====== RECORDED INFORMATION ======
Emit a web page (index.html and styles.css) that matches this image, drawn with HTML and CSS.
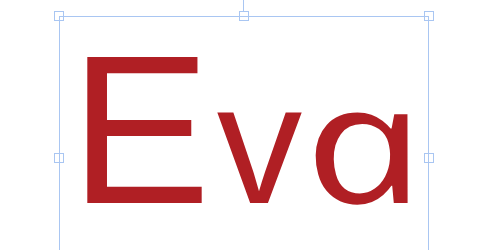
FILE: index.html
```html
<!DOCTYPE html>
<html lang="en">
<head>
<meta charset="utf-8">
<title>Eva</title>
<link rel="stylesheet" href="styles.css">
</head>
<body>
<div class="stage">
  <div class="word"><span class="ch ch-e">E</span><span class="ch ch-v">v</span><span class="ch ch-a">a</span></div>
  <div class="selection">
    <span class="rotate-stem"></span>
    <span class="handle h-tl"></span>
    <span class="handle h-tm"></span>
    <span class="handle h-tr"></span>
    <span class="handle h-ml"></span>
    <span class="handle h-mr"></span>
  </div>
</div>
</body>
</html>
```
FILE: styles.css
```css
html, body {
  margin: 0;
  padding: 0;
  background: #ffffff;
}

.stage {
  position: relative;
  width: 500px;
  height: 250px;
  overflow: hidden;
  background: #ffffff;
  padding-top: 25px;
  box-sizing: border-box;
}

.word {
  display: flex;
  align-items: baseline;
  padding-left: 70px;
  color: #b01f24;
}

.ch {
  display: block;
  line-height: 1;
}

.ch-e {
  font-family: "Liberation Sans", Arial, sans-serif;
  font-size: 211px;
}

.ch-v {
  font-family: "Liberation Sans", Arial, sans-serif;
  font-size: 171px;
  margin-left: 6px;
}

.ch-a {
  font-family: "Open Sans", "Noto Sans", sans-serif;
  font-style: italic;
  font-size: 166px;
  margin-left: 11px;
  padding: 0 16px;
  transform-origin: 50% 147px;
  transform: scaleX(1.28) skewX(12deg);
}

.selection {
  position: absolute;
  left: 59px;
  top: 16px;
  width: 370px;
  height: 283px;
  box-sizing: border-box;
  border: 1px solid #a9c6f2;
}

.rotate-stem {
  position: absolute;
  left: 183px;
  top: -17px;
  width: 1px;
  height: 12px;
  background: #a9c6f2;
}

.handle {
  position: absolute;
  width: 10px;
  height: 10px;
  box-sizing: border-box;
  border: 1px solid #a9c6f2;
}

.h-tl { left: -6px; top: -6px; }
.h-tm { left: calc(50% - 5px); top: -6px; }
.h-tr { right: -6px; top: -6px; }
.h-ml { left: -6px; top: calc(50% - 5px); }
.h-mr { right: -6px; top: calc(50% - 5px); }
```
======
Make an exact copy of all the material, but keep the pictures out of it.

### COMPLETED EXERCISE
Emit a web page (index.html and styles.css) that matches this image, drawn with HTML and CSS.
FILE: index.html
```html
<!DOCTYPE html>
<html lang="en">
<head>
<meta charset="utf-8">
<title>Eva</title>
<link rel="stylesheet" href="styles.css">
</head>
<body>
<div class="stage">
  <div class="word"><span class="ch ch-e">E</span><span class="ch ch-v">v</span><span class="ch ch-a">a</span></div>
  <div class="selection">
    <span class="rotate-stem"></span>
    <span class="handle h-tl"></span>
    <span class="handle h-tm"></span>
    <span class="handle h-tr"></span>
    <span class="handle h-ml"></span>
    <span class="handle h-mr"></span>
  </div>
</div>
</body>
</html>
```
FILE: styles.css
```css
html, body {
  margin: 0;
  padding: 0;
  background: #ffffff;
}

.stage {
  position: relative;
  width: 500px;
  height: 250px;
  overflow: hidden;
  background: #ffffff;
  padding-top: 25px;
  box-sizing: border-box;
}

.word {
  display: flex;
  align-items: baseline;
  padding-left: 70px;
  color: #b01f24;
}

.ch {
  display: block;
  line-height: 1;
}

.ch-e {
  font-family: "Liberation Sans", Arial, sans-serif;
  font-size: 211px;
}

.ch-v {
  font-family: "Liberation Sans", Arial, sans-serif;
  font-size: 171px;
  margin-left: 6px;
}

.ch-a {
  font-family: "Open Sans", "Noto Sans", sans-serif;
  font-style: italic;
  font-size: 166px;
  margin-left: 11px;
  padding: 0 16px;
  transform-origin: 50% 147px;
  transform: scaleX(1.28) skewX(12deg);
}

.selection {
  position: absolute;
  left: 59px;
  top: 16px;
  width: 370px;
  height: 283px;
  box-sizing: border-box;
  border: 1px solid #a9c6f2;
}

.rotate-stem {
  position: absolute;
  left: 183px;
  top: -17px;
  width: 1px;
  height: 12px;
  background: #a9c6f2;
}

.handle {
  position: absolute;
  width: 10px;
  height: 10px;
  box-sizing: border-box;
  border: 1px solid #a9c6f2;
}

.h-tl { left: -6px; top: -6px; }
.h-tm { left: calc(50% - 5px); top: -6px; }
.h-tr { right: -6px; top: -6px; }
.h-ml { left: -6px; top: calc(50% - 5px); }
.h-mr { right: -6px; top: calc(50% - 5px); }
```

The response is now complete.